Federal Court

Administrative Law

Claimed extension of time did not constitute deemed refusal of access

Department of National Defence (DND) had unspecified involvement in contract with company and sale of surplus military assets to Uruguay. Requester filed request under Access to Information Act (Can.), to obtain information from DND relating to these matters. In March 2011, DND informed requester that 30-day period in s. 7 of Act was being extended by 1,110 days pursuant to s. 9 of Act. Information Commissioner of Canada conducted investigation into length of extension and concluded in October 2012 that extension was invalid. DND provided requested records with some redactions in September 2013. Commissioner brought application for declaration that DND was deemed to have refused request by not responding within 30-day period in s. 7 of Act.
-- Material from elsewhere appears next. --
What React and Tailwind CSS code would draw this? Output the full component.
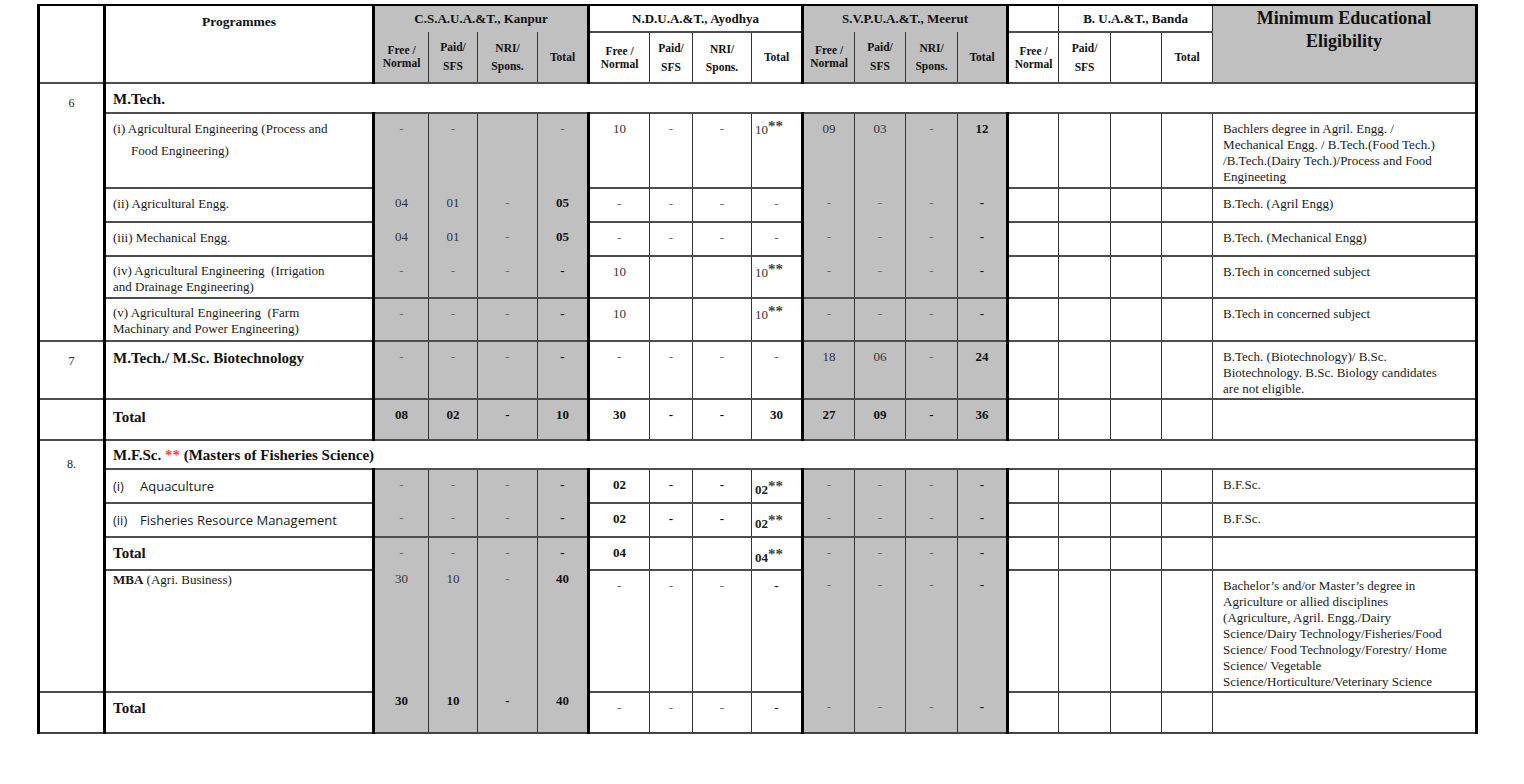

Application dismissed. Commissioner’s authority to pursue judicial review was limited to refusals to disclose or to provide access to requested record. Court had to respect language of Act and could not redraft or reinterpret provisions to reach its own view of how its purpose could be better served. Claimed extension of time did not constitute deemed refusal of access even though commissioner had found it to be unreasonable. Prior authorities clearly stated there could be no deemed refusal under Act until time period had expired. Parliament’s clear intention was that requesters could complain about claimed extensions and commissioner could investigate, but that was extent of recourse. Since court had no jurisdiction to consider application pursuant to ss. 41 or 42 of Act, court did not need to consider whether extension claimed was reasonable.

Canada (Information Commissioner) v. Canada (Minister of National Defence) (Mar. 3, 2014, F.C., Catherine M. Kane J., File No. T-92-13) 238 A.C.W.S. (3d) 789.